Dernière valse à Nice

On est en 1966, la dernière année de sa carrière professionnelle, Roger Piantoni joue alors à Nice. Ce soir-là, son équipe rencontre le Red Star. En levée de rideau, les jeunes de Saint-Ouen reçoivent leurs homologues azuréens. A la fin du match, l’un d’entre eux accoste la star franco-italienne. Ses parents viennent d’arriver d’Italie, 8 ans auparavant, et pour le petit rital des puces, Piantoni est un modèle, un symbole. L’ancienne star du Stade de Reims, en retour, le questionne apprenant ainsi ses origines.

Ce dialogue va impulser chez l’attaquant un élan nostalgique, le « Bout d’chou » comme il est surnommé, s’assied un moment avec le jeune homme, et lui conte l’histoire, son histoire. Il lui rappelle l’arrivée de son grand-père maternelle, originaire de Modena, Antonio Beneveti, en 1914, en Meurthe et Moselle, dans les mines, et plus particulièrement dans l’arrondissement de Briey pour y rejoindre cousins et amis qui travaillent dans une industrie en pleine croissance. A ce moment, techniques nouvelles et forte demande, ont propulsé le bassin minier lorrain sur le trône des plus gros producteurs de fer mondiaux.

Une immigration visée, pointée du doigt

La production dans les hauts fourneaux est décuplée en moins de 10 ans. Cette croissance attire de nombreux italiens. Sur plus de 150.000 étrangers recensés en 1946 dans cette région, et représenent plus de 61 % des « gueules jaunes » dans l’arrondissement de Briey. Malgré les difficultés de travail, le gaz des machines, le bruit continu, la poussière, dans la région, ces émigrés ne sont pas les bienvenus. Dans des archives des autorités du territoire, on peut lire que la « bande à Sabadini » est réputée pour avoir le « couteaux faciles », ainsi les autorités avertissent leur population « de ne pas sortir à une certaine heure de la nuit dans Briey ». Les journaux locaux se réfèrent à ces « voleurs de pain », ces « grands enfants turbulents », ces « véritables bandits dangereux auxquels il fa[llait] attribuer la majeure partie des nombreux crimes de l’arrondissement. »
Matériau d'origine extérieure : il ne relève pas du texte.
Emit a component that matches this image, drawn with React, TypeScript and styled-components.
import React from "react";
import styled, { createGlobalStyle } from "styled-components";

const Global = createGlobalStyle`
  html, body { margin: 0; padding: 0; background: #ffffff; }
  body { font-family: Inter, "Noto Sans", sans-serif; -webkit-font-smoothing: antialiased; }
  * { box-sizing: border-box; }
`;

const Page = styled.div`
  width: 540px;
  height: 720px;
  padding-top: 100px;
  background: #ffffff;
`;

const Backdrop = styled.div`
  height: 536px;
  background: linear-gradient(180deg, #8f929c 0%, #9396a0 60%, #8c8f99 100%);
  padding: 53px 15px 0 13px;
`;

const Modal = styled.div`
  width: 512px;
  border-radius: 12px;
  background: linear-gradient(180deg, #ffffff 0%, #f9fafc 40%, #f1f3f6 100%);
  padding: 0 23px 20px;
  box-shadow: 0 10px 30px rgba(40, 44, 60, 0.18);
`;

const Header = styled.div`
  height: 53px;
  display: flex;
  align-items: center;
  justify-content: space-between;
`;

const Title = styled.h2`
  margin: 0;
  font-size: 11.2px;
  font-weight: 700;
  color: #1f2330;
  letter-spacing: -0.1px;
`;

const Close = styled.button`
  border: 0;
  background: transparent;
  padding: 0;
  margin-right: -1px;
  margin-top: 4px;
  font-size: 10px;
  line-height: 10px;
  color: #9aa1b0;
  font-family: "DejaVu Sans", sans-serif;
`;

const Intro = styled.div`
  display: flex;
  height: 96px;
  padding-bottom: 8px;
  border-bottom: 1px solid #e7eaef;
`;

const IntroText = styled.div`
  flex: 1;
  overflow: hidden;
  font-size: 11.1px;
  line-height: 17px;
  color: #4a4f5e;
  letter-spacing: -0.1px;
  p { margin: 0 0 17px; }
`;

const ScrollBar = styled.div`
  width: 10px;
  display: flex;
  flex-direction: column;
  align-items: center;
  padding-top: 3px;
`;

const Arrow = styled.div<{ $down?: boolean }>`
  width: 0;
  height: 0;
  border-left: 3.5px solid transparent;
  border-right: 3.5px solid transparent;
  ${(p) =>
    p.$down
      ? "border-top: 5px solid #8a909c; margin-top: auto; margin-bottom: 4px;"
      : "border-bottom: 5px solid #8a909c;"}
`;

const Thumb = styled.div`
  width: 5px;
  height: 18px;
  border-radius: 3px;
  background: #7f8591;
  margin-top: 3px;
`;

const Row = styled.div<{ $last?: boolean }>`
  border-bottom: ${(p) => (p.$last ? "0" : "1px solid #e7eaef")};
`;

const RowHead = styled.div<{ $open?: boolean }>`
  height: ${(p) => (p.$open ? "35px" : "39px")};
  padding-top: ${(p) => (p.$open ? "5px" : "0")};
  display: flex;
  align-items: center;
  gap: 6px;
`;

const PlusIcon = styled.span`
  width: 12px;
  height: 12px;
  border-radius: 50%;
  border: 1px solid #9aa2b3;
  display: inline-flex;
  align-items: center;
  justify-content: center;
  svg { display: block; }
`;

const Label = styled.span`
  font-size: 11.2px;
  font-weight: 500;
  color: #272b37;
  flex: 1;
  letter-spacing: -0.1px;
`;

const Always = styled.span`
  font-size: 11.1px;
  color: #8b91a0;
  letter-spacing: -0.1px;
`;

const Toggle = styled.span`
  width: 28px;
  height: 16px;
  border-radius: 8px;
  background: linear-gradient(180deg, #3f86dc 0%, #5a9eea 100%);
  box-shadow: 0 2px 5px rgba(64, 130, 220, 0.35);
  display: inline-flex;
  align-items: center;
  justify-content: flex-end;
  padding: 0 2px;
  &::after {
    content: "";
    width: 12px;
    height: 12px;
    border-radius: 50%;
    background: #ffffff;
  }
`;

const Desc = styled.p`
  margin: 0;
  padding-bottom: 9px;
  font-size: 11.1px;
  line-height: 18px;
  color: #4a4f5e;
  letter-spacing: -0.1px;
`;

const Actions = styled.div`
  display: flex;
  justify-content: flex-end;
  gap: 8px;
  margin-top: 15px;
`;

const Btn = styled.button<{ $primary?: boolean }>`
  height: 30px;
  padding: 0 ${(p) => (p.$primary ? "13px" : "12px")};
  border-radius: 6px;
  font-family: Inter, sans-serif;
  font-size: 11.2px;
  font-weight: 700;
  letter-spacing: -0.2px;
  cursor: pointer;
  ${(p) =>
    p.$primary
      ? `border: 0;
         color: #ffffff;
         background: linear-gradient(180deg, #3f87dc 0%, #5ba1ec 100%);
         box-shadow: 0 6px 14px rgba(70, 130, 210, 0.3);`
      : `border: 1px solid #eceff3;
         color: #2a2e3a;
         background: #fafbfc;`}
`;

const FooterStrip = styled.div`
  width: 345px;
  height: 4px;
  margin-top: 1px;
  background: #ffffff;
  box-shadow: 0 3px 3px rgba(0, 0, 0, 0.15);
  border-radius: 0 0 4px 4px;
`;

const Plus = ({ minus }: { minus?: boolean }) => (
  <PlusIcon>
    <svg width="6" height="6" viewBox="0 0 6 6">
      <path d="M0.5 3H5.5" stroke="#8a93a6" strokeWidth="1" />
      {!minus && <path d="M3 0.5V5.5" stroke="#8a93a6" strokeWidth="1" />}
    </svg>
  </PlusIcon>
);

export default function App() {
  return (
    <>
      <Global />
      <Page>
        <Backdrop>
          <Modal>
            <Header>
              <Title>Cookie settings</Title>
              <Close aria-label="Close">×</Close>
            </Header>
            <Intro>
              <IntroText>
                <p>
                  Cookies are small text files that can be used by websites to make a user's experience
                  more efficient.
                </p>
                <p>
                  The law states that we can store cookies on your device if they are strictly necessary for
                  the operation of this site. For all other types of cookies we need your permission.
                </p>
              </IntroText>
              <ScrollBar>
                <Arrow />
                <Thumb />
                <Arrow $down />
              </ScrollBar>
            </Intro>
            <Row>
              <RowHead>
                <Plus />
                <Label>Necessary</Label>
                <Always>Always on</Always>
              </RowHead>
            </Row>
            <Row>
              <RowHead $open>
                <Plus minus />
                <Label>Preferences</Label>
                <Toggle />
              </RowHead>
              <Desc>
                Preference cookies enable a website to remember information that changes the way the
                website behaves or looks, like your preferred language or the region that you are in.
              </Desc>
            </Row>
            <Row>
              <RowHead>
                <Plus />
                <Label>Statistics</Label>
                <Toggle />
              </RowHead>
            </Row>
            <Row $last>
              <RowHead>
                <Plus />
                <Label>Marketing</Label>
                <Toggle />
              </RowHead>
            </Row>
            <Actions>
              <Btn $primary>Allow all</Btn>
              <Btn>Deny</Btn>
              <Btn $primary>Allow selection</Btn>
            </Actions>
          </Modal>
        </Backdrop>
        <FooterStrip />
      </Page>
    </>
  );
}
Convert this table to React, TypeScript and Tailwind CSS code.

L’atmosphère, en cette veille de première guerre mondiale, est tendue. Accusés d’être le cheval de Troie de l’ennemi, des italiens vont être expulsés de ces territoires manu militari, dans des wagons à bestiaux. Nombreux seront envoyés à Etain dans la Meuse, où s’établira son grand-père. Roger Piantoni, y naîtra mais passera sa jeunesse à Piennes, dans la cité minière de la Mourière. Il  y épousera la belle Gemma De Biasi, d’origine italienne comme lui, fruit d’un assemblage social favorisant l’endogamie.

Un prodige avec de la foudre au pied

Destiné à travailler dans les mines, il signera sa première licence professionnelle, à Nancy. Il y jouera 7 ans puis s’envolera pour le Stade de Reims, orphelin de Raymond Kopa parti au Real Madrid, club mythique qui va le faire entrer dans la légende. Considéré comme l’un de meilleurs joueurs de sa génération, il marquera plus de 200 buts en carrière (6ème meilleur buteur de tous les temps), participera à plus de 420 matchs dans l’élite (trois fois champions de France), à une finale de Coppa dei Campioni face au Real Madrid (perdu 2-0 en 1959).

Le journaliste André Isch, dira de lui : « Kopa, était un remarquable meneur de jeu, Fontaine un formidable buteur. Et Piantoni possédait les qualités de ces deux-là ». Avec les deux autres stars, les Bleux d’Albert Bateux atteignirent la demi-finale de la coupe du monde en 1958 lors d’un match légendaire perdu face au Brésil du grand Pelé, qui venait d’avoir 17 ans. Il sera auteur de 4 buts en 5 matchs pendant la compétition.

Mais ce 15 juin 1966, au stade Bauer, le gaucher à la frappe surpuissante, veut se rappeler de ses origines nappées dans sa double nationalité acquise plus tôt. Il recommande au jeune garçon de persévérer et de ne pas oublier ces origines, et ces travailleurs déracinés qui ont abondé dans ces mines, qui ont fermé leur porte en cette fin de 20ème siècle, et avec elles, ces histoires évanouies.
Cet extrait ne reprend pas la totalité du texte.